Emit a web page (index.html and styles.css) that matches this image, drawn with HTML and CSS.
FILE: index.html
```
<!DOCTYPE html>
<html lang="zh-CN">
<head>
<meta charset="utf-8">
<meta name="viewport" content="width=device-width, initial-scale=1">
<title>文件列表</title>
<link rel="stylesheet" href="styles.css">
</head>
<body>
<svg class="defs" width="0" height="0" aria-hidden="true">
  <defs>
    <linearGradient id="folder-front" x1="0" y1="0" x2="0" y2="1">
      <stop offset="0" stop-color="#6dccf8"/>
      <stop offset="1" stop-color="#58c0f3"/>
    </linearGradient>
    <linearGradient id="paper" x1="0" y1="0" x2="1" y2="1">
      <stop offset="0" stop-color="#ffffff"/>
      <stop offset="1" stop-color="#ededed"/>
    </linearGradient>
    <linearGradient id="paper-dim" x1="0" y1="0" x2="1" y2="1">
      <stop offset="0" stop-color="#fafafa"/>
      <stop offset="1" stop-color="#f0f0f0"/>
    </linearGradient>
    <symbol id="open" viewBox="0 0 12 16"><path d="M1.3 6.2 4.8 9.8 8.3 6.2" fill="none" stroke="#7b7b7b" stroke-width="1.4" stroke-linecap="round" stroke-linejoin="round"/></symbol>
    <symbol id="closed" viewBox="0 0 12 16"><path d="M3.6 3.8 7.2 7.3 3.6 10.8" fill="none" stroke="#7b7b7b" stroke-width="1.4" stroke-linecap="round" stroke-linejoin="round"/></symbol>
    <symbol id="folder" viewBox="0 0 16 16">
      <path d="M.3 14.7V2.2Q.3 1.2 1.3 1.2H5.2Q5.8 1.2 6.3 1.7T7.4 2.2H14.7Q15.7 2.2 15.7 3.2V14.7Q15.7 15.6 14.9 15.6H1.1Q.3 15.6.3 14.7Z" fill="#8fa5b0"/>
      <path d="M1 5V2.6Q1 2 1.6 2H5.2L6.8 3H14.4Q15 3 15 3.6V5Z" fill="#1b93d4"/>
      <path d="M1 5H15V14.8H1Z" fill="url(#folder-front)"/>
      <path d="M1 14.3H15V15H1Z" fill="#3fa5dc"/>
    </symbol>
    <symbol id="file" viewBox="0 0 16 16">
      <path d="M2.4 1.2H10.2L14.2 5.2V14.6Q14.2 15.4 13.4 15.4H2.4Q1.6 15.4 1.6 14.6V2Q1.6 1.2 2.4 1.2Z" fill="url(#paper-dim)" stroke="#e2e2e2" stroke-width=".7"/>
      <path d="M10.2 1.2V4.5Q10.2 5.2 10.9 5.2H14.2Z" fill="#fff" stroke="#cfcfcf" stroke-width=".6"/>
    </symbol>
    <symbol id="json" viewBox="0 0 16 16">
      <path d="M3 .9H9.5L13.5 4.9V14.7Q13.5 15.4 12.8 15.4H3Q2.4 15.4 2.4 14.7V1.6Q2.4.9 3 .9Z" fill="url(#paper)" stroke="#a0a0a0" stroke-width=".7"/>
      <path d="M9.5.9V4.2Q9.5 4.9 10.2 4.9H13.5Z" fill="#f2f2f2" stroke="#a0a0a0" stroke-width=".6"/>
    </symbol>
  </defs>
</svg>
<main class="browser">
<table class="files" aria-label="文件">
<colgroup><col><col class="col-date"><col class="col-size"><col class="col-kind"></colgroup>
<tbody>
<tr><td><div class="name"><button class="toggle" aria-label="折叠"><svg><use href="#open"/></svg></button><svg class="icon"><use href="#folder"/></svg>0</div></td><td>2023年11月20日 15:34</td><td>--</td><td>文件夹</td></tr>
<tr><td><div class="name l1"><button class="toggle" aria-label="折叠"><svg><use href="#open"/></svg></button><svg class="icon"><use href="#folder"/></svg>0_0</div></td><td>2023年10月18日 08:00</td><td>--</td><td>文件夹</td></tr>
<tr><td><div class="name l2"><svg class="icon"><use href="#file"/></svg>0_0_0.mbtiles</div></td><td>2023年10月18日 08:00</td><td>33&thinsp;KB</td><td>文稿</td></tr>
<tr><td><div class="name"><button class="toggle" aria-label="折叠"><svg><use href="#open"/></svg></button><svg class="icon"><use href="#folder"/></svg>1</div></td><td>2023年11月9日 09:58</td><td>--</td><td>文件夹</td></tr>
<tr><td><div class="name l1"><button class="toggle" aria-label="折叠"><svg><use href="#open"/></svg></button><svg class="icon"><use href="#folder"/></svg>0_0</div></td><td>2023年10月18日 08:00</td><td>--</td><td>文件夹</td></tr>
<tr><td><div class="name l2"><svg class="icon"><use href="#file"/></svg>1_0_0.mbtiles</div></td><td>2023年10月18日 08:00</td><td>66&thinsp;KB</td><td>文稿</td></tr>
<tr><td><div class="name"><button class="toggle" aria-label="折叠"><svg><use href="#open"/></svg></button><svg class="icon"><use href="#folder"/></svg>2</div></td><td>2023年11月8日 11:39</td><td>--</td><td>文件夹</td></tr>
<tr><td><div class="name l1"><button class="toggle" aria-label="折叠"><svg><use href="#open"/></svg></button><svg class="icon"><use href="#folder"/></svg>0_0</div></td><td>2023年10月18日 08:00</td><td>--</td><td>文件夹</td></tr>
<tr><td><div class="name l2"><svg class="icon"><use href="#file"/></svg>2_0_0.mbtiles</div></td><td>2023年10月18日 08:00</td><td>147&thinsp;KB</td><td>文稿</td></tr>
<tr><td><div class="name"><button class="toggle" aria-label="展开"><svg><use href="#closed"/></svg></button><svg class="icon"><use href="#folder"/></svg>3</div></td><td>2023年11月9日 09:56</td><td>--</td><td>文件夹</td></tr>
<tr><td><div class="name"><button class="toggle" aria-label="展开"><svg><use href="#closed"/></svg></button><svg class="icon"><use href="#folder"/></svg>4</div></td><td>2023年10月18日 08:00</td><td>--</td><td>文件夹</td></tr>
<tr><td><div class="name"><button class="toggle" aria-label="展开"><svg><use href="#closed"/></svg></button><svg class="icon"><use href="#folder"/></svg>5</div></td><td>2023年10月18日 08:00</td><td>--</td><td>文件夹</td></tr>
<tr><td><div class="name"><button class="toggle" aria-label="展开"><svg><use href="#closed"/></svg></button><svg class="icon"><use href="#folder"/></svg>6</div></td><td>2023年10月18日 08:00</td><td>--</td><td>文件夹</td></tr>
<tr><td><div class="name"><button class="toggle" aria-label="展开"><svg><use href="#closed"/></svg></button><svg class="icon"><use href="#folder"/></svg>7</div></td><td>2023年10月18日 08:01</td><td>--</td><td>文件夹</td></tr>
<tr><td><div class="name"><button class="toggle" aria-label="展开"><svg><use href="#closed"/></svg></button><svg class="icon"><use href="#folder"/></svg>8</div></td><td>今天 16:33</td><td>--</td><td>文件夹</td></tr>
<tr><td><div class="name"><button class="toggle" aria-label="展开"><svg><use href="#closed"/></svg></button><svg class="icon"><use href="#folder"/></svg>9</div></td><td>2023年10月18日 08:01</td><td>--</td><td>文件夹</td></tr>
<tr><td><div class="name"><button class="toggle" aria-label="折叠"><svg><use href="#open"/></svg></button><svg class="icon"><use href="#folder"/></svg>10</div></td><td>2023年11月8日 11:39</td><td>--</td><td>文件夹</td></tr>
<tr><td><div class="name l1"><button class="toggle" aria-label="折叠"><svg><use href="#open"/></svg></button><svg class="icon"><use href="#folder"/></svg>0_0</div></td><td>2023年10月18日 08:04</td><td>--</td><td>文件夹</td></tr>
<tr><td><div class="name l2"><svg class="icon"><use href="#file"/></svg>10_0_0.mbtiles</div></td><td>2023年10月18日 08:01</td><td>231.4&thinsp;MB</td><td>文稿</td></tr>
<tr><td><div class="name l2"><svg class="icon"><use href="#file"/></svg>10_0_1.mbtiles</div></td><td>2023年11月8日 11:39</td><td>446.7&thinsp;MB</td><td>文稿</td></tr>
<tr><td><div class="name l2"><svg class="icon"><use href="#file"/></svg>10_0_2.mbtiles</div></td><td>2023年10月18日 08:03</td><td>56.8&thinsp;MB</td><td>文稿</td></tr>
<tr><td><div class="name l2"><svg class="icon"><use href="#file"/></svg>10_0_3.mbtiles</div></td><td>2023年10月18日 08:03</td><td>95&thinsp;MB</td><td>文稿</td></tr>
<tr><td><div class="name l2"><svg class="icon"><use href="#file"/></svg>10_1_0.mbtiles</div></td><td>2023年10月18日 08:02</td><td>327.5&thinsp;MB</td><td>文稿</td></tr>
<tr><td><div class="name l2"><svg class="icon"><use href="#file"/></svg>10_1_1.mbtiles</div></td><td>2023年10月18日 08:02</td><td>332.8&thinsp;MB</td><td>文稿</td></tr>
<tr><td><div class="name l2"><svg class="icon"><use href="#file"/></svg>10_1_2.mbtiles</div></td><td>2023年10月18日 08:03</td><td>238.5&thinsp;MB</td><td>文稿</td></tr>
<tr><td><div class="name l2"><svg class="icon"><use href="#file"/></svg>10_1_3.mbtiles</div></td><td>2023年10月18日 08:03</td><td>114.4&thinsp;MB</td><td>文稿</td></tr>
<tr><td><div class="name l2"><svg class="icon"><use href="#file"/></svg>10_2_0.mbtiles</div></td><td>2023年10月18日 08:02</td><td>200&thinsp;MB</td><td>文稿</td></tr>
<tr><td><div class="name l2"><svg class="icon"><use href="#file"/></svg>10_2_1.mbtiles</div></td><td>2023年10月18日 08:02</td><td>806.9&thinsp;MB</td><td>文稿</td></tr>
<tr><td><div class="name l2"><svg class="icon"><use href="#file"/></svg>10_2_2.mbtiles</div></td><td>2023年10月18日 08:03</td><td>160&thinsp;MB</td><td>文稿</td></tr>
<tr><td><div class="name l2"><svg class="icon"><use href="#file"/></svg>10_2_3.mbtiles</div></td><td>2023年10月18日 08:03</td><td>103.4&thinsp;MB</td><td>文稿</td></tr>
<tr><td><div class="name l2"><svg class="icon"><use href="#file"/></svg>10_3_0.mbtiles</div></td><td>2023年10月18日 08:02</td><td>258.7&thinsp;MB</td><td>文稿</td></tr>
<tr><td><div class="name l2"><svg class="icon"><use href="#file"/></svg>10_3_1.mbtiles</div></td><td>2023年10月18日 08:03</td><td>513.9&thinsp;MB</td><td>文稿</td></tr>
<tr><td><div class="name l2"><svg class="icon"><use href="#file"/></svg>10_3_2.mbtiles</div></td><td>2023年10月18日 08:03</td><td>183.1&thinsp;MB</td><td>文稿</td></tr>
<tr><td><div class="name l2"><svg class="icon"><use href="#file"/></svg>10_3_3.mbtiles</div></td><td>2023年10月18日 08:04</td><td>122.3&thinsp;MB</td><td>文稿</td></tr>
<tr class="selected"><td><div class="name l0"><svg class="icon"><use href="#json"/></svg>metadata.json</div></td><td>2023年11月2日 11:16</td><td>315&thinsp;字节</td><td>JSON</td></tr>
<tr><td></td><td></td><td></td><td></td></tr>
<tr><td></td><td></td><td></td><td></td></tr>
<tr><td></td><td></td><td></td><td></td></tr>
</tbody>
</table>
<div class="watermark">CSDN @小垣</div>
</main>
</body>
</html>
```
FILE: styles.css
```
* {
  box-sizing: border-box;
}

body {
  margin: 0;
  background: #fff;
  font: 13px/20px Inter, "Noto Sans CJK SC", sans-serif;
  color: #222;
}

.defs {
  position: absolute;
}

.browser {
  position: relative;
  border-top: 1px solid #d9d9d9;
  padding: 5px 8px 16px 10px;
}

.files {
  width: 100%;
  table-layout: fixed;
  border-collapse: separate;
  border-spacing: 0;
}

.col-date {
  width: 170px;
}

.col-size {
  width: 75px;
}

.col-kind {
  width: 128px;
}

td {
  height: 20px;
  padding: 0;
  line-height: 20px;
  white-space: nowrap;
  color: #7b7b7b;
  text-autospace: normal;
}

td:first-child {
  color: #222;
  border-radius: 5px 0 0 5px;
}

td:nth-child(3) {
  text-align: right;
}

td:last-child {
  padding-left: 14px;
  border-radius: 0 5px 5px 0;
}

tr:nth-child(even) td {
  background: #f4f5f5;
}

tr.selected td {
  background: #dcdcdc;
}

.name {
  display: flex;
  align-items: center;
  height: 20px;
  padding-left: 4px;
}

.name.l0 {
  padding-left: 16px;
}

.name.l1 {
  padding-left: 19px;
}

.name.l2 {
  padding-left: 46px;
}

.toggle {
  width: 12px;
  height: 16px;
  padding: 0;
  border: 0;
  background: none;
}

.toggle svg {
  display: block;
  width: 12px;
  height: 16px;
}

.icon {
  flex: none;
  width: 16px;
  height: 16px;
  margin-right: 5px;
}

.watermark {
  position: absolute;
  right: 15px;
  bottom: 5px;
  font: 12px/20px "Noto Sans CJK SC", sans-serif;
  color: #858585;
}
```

Goal: Show each line of the data that contains the string "index".

Solution for this exercise:
Emit a web page (index.html and styles.css) that matches this image, drawn with HTML and CSS.
FILE: index.html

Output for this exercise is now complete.